Before I go on, please keep in mind, that I am not aiming this at any particular organization or company.  If I wanted to do that, I would have done that.  I am just writing my thoughts and feelings. 

 

I have established myself as a hard-working, experienced and knowledgeable individual who has goals to reach, and dreams to obtain.

But…………

You see one word on my resume and decided it is not worth the trouble you may or may not go through. But I am not removing that word.

It is me.     It is who I am.

Deaf. 

It is a four letter word.

It is in the title of a few of my books.  The ones that I wrote as an adult in my early twenties, before I turned 30.  So it was a pretty big accomplishment for me.  I am not going to remove the books off my resume because I don’t want to give a false sense of who I am, or what I have accomplished.

How many applicants can say that?

You won’t admit but it is there.  I know.  I am not stupid.

I graduated from Penn State University.   A Big Ten School.  In 3 1/2 years.

I am working on my Masters at Penn State University.

And I am deaf……

Sadly, that is all you see.

Have I been told in person that I can’t work somewhere because I am deaf?

Yes, I have.  And should I have done something to fight back?

I didn’t.  I didn’t want to.

It wasn’t worth it.

Did it hurt?

What do you think?

You are basically telling me my experiences, my knowledge, my skills and my abilities are worthless because I am that four letter word.

Your lost.  Karma is real, you know?

I am not trying to be negative or ruin any chances I may have to get gainful employment.  (I am employed, I just want a better job).  For those in my past who did give me a chance, you know and saw first hand what I do and what I am capable of.  And you know because you didn’t see me as that four letter word.

You saw me.

You gave me chances, opportunities, and you allowed me to grow.

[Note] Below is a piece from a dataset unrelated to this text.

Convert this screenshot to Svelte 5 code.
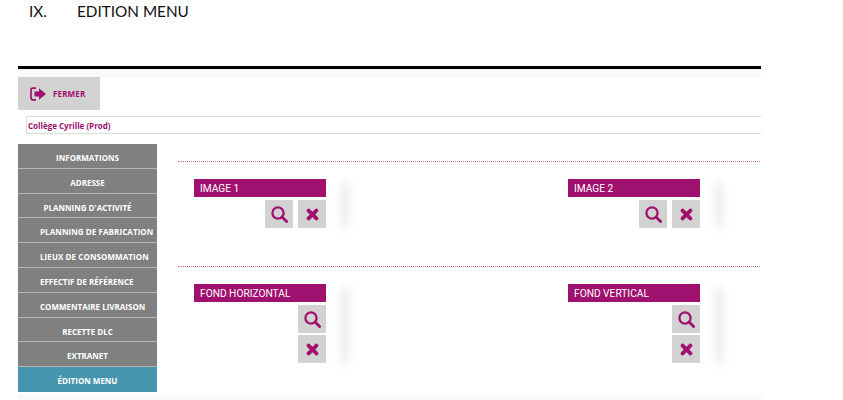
<script>
  const menu = [
    { label: "INFORMATIONS" },
    { label: "ADRESSE" },
    { label: "PLANNING D'ACTIVITÉ" },
    { label: "PLANNING DE FABRICATION", left: true, wide: true },
    { label: "LIEUX DE CONSOMMATION", left: true, wide: true },
    { label: "EFFECTIF DE RÉFÉRENCE", left: true },
    { label: "COMMENTAIRE LIVRAISON", left: true },
    { label: "RECETTE DLC" },
    { label: "EXTRANET" },
    { label: "ÉDITION MENU" },
  ];
  const sections = [
    { stacked: false, items: ["IMAGE 1", "IMAGE 2"] },
    { stacked: true, items: ["FOND HORIZONTAL", "FOND VERTICAL"] },
  ];
</script>

<div class="page">
  <h2 class="heading"><span class="num">IX.</span><span>EDITION MENU</span></h2>

  <div class="frame">
    <div class="topband"></div>
    <button class="close">
      <svg width="17" height="14" viewBox="0 0 17 14">
        <path d="M6 1.2H3Q1 1.2 1 3.2V10.8Q1 12.8 3 12.8H6" fill="none" stroke="#a0106e" stroke-width="1.7" />
        <path d="M4.5 4.6H9V1.2L16 7L9 12.8V9.4H4.5Z" fill="#a0106e" />
      </svg>
      FERMER
    </button>
    <div class="title">Collège Cyrille (Prod)</div>

    <div class="body">
      <nav class="menu">
        {#each menu as item, i}
          <div
            class="item"
            class:active={i === menu.length - 1}
            class:left={item.left}
            class:wide={item.wide}
          >{item.label}</div>
        {/each}
      </nav>

      <div class="content">
        {#each sections as section}
          <section class="section" class:stacked={section.stacked}>
            {#each section.items as label}
              <div class="field">
                <div class="slot">
                  <div class="label">{label}</div>
                  <div class="actions">
                    <button class="action" aria-label="Voir">
                      <svg width="17" height="17" viewBox="0 0 17 17">
                        <circle cx="7" cy="7" r="5.6" fill="none" stroke="#a0106e" stroke-width="2.3" />
                        <path d="M11 11L15.6 15.6" stroke="#a0106e" stroke-width="2.8" stroke-linecap="round" />
                      </svg>
                    </button>
                    <button class="action" aria-label="Supprimer">
                      <svg width="13" height="13" viewBox="0 0 13 13">
                        <path d="M2.6 2.6L10.4 10.4M10.4 2.6L2.6 10.4" stroke="#a0106e" stroke-width="3.8" stroke-linecap="round" />
                      </svg>
                    </button>
                  </div>
                </div>
                <div class="blur"></div>
              </div>
            {/each}
          </section>
        {/each}
      </div>
    </div>
    <div class="bottomband"></div>
  </div>
</div>

<style>
  :global(body) {
    margin: 0;
    background: #fff;
  }
  .page {
    width: 843px;
    height: 400px;
    overflow: hidden;
    font-family: "Open Sans", sans-serif;
  }
  .heading {
    display: flex;
    margin: 0;
    height: 66px;
    padding: 2px 0 0 29px;
    box-sizing: border-box;
    font-family: Lato, sans-serif;
    font-size: 15.3px;
    line-height: 18px;
    font-weight: 400;
    color: #111;
  }
  .num {
    width: 48px;
  }
  .frame {
    width: 743px;
    margin-left: 18px;
    border-top: 3px solid #000;
  }
  .topband {
    height: 8px;
    background: #f7f9fb;
  }
  button {
    border: none;
    font: inherit;
    padding: 0;
  }
  .close {
    display: flex;
    align-items: center;
    gap: 6px;
    width: 82px;
    height: 33px;
    padding-left: 12px;
    box-sizing: border-box;
    background: #d2d2d2;
    color: #a0106e;
    font-size: 8px;
    letter-spacing: 0.15px;
    font-weight: 700;
  }
  .title {
    margin: 6px 0 10px 8px;
    height: 18px;
    box-sizing: border-box;
    border: 1px solid #dcdcdc;
    border-right: none;
    padding-left: 1px;
    font-size: 8px;
    line-height: 17px;
    font-weight: 700;
    color: #9a1070;
  }
  .body {
    display: flex;
    height: 249px;
  }
  .menu {
    display: flex;
    flex-direction: column;
    width: 139px;
    flex: none;
  }
  .item {
    height: 24.8px;
    box-sizing: border-box;
    border-bottom: 1px solid #b4b4b4;
    background: #808080;
    color: #fff;
    font-size: 8px;
    font-weight: 700;
    line-height: 27px;
    text-align: center;
    white-space: nowrap;
  }
  .item.left {
    padding-left: 22px;
    text-align: left;
  }
  .item.wide {
    letter-spacing: 0.08px;
  }
  .item.active {
    border-bottom: none;
    background: #4795ae;
  }
  .content {
    flex: 1;
    padding: 17px 1px 0 21px;
  }
  .section {
    display: grid;
    grid-template-columns: 374px 1fr;
    height: 105px;
    box-sizing: border-box;
    border-top: 1px dotted #d070b0;
    padding: 17px 0 0 16px;
  }
  .field {
    display: flex;
    gap: 15px;
    align-items: flex-start;
  }
  .slot {
    width: 132px;
  }
  .label {
    height: 18px;
    background: #a0106e;
    color: #fff;
    font-family: Roboto, sans-serif;
    font-size: 10.2px;
    line-height: 19px;
    padding-left: 6px;
  }
  .actions {
    display: flex;
    justify-content: flex-end;
    gap: 5px;
    margin-top: 3px;
  }
  .stacked .actions {
    flex-direction: column;
    align-items: flex-end;
    gap: 2px;
    margin-top: 3px;
  }
  .action {
    display: flex;
    align-items: center;
    justify-content: center;
    width: 28px;
    height: 28px;
    border-radius: 1px;
    background: #d2d2d2;
  }
  .blur {
    width: 8px;
    height: 46px;
    margin-top: 3px;
    background: #ececec;
    filter: blur(4px);
  }
  .stacked .blur {
    height: 76px;
  }
  .bottomband {
    height: 8px;
    margin-top: 1px;
    background: #f7f9fb;
  }
</style>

You know who you are, and I thank you.

Hire me, and let me show you what I can do and how I can assist your organization.  Don’t use the four letter word when discussing my resume or think of it.  You can’t.  It is illegal to do that, but I know you will.

And it is not just me.

Diversity is something that everyone, every organization preaches, but no one practices.

They are afraid.

Why?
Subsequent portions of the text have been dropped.